__Recorded information__:
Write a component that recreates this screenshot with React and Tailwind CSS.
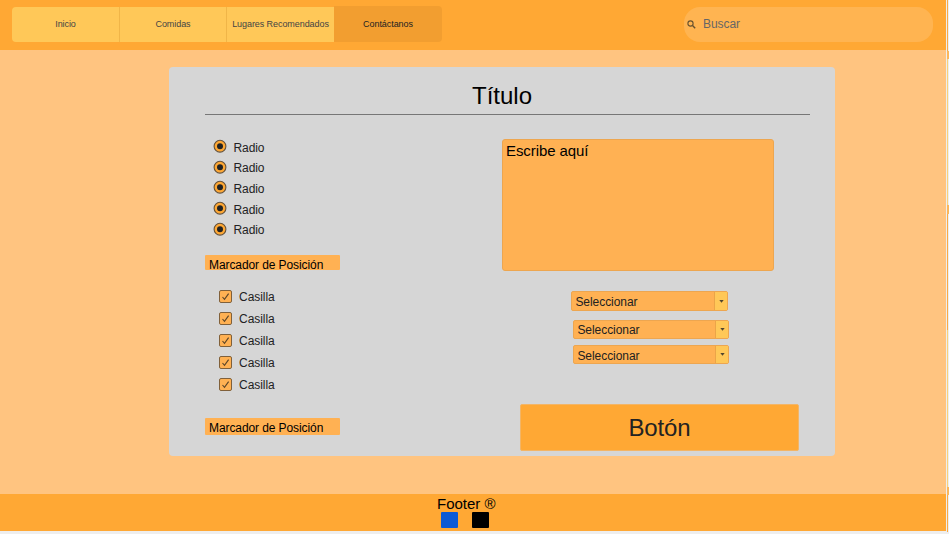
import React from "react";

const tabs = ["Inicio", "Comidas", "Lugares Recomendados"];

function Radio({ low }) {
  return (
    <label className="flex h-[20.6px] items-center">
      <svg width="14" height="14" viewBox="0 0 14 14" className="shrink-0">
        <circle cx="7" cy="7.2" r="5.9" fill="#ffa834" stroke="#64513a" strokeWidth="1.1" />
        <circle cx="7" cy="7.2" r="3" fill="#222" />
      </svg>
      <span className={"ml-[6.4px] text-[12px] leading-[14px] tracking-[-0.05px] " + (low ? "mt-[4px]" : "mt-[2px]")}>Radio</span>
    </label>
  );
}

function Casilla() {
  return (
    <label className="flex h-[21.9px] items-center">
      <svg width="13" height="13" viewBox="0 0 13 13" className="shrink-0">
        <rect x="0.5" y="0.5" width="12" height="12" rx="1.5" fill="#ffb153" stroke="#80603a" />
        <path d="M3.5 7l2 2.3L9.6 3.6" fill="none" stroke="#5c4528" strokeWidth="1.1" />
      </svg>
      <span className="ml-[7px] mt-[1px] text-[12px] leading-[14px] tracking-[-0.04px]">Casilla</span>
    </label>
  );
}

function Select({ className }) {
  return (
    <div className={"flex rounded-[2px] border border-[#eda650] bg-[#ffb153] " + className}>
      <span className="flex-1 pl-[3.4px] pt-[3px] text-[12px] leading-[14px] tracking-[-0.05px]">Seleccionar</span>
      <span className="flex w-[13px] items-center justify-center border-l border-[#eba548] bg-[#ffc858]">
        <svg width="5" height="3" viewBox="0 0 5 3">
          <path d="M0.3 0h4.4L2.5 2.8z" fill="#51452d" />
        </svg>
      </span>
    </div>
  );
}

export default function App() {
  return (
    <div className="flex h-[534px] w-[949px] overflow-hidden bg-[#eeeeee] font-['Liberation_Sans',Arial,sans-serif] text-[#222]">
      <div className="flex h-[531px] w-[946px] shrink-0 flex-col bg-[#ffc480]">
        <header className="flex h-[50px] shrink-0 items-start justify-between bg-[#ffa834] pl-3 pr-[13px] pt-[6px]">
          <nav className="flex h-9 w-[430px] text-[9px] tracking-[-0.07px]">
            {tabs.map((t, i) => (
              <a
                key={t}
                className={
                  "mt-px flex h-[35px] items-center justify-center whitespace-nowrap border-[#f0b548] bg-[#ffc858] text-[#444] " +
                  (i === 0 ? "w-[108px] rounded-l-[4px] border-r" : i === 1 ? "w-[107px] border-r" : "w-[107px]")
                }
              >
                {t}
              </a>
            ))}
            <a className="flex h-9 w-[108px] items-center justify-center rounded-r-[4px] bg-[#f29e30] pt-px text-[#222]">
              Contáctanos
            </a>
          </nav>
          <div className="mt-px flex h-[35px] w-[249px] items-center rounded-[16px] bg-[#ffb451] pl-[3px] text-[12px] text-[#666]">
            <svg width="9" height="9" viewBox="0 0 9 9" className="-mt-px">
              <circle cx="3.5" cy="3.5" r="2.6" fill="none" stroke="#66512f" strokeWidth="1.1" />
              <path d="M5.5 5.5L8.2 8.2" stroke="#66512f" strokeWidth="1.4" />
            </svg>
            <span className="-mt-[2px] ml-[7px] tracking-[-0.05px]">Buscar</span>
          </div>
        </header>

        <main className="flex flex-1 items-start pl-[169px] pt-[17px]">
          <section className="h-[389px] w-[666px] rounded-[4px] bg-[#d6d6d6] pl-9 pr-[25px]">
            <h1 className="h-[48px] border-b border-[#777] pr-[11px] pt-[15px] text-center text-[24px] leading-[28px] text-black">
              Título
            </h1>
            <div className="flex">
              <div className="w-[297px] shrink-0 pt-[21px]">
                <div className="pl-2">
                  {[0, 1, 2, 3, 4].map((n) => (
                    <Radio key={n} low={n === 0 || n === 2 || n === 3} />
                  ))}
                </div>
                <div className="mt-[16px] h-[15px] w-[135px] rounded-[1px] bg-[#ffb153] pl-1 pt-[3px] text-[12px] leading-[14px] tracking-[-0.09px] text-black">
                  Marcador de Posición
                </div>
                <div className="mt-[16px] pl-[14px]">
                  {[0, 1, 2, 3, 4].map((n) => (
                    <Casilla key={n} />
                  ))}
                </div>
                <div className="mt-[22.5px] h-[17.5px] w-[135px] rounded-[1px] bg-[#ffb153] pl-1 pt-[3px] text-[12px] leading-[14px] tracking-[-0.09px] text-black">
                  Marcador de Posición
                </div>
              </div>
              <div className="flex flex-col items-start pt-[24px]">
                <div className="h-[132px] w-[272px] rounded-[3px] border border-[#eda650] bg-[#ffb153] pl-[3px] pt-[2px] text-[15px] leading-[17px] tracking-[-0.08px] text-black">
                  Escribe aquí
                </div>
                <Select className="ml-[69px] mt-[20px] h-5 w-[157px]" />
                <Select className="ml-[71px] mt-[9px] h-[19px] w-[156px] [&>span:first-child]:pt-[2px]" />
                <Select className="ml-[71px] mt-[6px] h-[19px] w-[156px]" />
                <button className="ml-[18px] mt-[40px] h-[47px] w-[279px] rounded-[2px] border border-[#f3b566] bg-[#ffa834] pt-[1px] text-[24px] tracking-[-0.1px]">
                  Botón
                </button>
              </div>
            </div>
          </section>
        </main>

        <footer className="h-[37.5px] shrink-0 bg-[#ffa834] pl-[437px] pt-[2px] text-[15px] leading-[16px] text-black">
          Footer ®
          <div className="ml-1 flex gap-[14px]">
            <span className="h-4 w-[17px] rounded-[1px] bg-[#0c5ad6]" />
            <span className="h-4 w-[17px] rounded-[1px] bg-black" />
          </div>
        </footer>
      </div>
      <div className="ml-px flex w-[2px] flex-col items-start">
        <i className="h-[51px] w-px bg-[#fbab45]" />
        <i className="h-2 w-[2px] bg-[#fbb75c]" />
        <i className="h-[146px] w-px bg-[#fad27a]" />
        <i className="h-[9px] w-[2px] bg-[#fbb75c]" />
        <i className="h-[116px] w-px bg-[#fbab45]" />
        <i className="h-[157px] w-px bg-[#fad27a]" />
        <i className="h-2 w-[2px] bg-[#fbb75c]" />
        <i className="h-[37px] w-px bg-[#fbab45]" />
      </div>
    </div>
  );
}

__The problem__:
Restate the full listing verbatim and drop every picture.

__Correct response__:
Write a component that recreates this screenshot with React and Tailwind CSS.
import React from "react";

const tabs = ["Inicio", "Comidas", "Lugares Recomendados"];

function Radio({ low }) {
  return (
    <label className="flex h-[20.6px] items-center">
      <svg width="14" height="14" viewBox="0 0 14 14" className="shrink-0">
        <circle cx="7" cy="7.2" r="5.9" fill="#ffa834" stroke="#64513a" strokeWidth="1.1" />
        <circle cx="7" cy="7.2" r="3" fill="#222" />
      </svg>
      <span className={"ml-[6.4px] text-[12px] leading-[14px] tracking-[-0.05px] " + (low ? "mt-[4px]" : "mt-[2px]")}>Radio</span>
    </label>
  );
}

function Casilla() {
  return (
    <label className="flex h-[21.9px] items-center">
      <svg width="13" height="13" viewBox="0 0 13 13" className="shrink-0">
        <rect x="0.5" y="0.5" width="12" height="12" rx="1.5" fill="#ffb153" stroke="#80603a" />
        <path d="M3.5 7l2 2.3L9.6 3.6" fill="none" stroke="#5c4528" strokeWidth="1.1" />
      </svg>
      <span className="ml-[7px] mt-[1px] text-[12px] leading-[14px] tracking-[-0.04px]">Casilla</span>
    </label>
  );
}

function Select({ className }) {
  return (
    <div className={"flex rounded-[2px] border border-[#eda650] bg-[#ffb153] " + className}>
      <span className="flex-1 pl-[3.4px] pt-[3px] text-[12px] leading-[14px] tracking-[-0.05px]">Seleccionar</span>
      <span className="flex w-[13px] items-center justify-center border-l border-[#eba548] bg-[#ffc858]">
        <svg width="5" height="3" viewBox="0 0 5 3">
          <path d="M0.3 0h4.4L2.5 2.8z" fill="#51452d" />
        </svg>
      </span>
    </div>
  );
}

export default function App() {
  return (
    <div className="flex h-[534px] w-[949px] overflow-hidden bg-[#eeeeee] font-['Liberation_Sans',Arial,sans-serif] text-[#222]">
      <div className="flex h-[531px] w-[946px] shrink-0 flex-col bg-[#ffc480]">
        <header className="flex h-[50px] shrink-0 items-start justify-between bg-[#ffa834] pl-3 pr-[13px] pt-[6px]">
          <nav className="flex h-9 w-[430px] text-[9px] tracking-[-0.07px]">
            {tabs.map((t, i) => (
              <a
                key={t}
                className={
                  "mt-px flex h-[35px] items-center justify-center whitespace-nowrap border-[#f0b548] bg-[#ffc858] text-[#444] " +
                  (i === 0 ? "w-[108px] rounded-l-[4px] border-r" : i === 1 ? "w-[107px] border-r" : "w-[107px]")
                }
              >
                {t}
              </a>
            ))}
            <a className="flex h-9 w-[108px] items-center justify-center rounded-r-[4px] bg-[#f29e30] pt-px text-[#222]">
              Contáctanos
            </a>
          </nav>
          <div className="mt-px flex h-[35px] w-[249px] items-center rounded-[16px] bg-[#ffb451] pl-[3px] text-[12px] text-[#666]">
            <svg width="9" height="9" viewBox="0 0 9 9" className="-mt-px">
              <circle cx="3.5" cy="3.5" r="2.6" fill="none" stroke="#66512f" strokeWidth="1.1" />
              <path d="M5.5 5.5L8.2 8.2" stroke="#66512f" strokeWidth="1.4" />
            </svg>
            <span className="-mt-[2px] ml-[7px] tracking-[-0.05px]">Buscar</span>
          </div>
        </header>

        <main className="flex flex-1 items-start pl-[169px] pt-[17px]">
          <section className="h-[389px] w-[666px] rounded-[4px] bg-[#d6d6d6] pl-9 pr-[25px]">
            <h1 className="h-[48px] border-b border-[#777] pr-[11px] pt-[15px] text-center text-[24px] leading-[28px] text-black">
              Título
            </h1>
            <div className="flex">
              <div className="w-[297px] shrink-0 pt-[21px]">
                <div className="pl-2">
                  {[0, 1, 2, 3, 4].map((n) => (
                    <Radio key={n} low={n === 0 || n === 2 || n === 3} />
                  ))}
                </div>
                <div className="mt-[16px] h-[15px] w-[135px] rounded-[1px] bg-[#ffb153] pl-1 pt-[3px] text-[12px] leading-[14px] tracking-[-0.09px] text-black">
                  Marcador de Posición
                </div>
                <div className="mt-[16px] pl-[14px]">
                  {[0, 1, 2, 3, 4].map((n) => (
                    <Casilla key={n} />
                  ))}
                </div>
                <div className="mt-[22.5px] h-[17.5px] w-[135px] rounded-[1px] bg-[#ffb153] pl-1 pt-[3px] text-[12px] leading-[14px] tracking-[-0.09px] text-black">
                  Marcador de Posición
                </div>
              </div>
              <div className="flex flex-col items-start pt-[24px]">
                <div className="h-[132px] w-[272px] rounded-[3px] border border-[#eda650] bg-[#ffb153] pl-[3px] pt-[2px] text-[15px] leading-[17px] tracking-[-0.08px] text-black">
                  Escribe aquí
                </div>
                <Select className="ml-[69px] mt-[20px] h-5 w-[157px]" />
                <Select className="ml-[71px] mt-[9px] h-[19px] w-[156px] [&>span:first-child]:pt-[2px]" />
                <Select className="ml-[71px] mt-[6px] h-[19px] w-[156px]" />
                <button className="ml-[18px] mt-[40px] h-[47px] w-[279px] rounded-[2px] border border-[#f3b566] bg-[#ffa834] pt-[1px] text-[24px] tracking-[-0.1px]">
                  Botón
                </button>
              </div>
            </div>
          </section>
        </main>

        <footer className="h-[37.5px] shrink-0 bg-[#ffa834] pl-[437px] pt-[2px] text-[15px] leading-[16px] text-black">
          Footer ®
          <div className="ml-1 flex gap-[14px]">
            <span className="h-4 w-[17px] rounded-[1px] bg-[#0c5ad6]" />
            <span className="h-4 w-[17px] rounded-[1px] bg-black" />
          </div>
        </footer>
      </div>
      <div className="ml-px flex w-[2px] flex-col items-start">
        <i className="h-[51px] w-px bg-[#fbab45]" />
        <i className="h-2 w-[2px] bg-[#fbb75c]" />
        <i className="h-[146px] w-px bg-[#fad27a]" />
        <i className="h-[9px] w-[2px] bg-[#fbb75c]" />
        <i className="h-[116px] w-px bg-[#fbab45]" />
        <i className="h-[157px] w-px bg-[#fad27a]" />
        <i className="h-2 w-[2px] bg-[#fbb75c]" />
        <i className="h-[37px] w-px bg-[#fbab45]" />
      </div>
    </div>
  );
}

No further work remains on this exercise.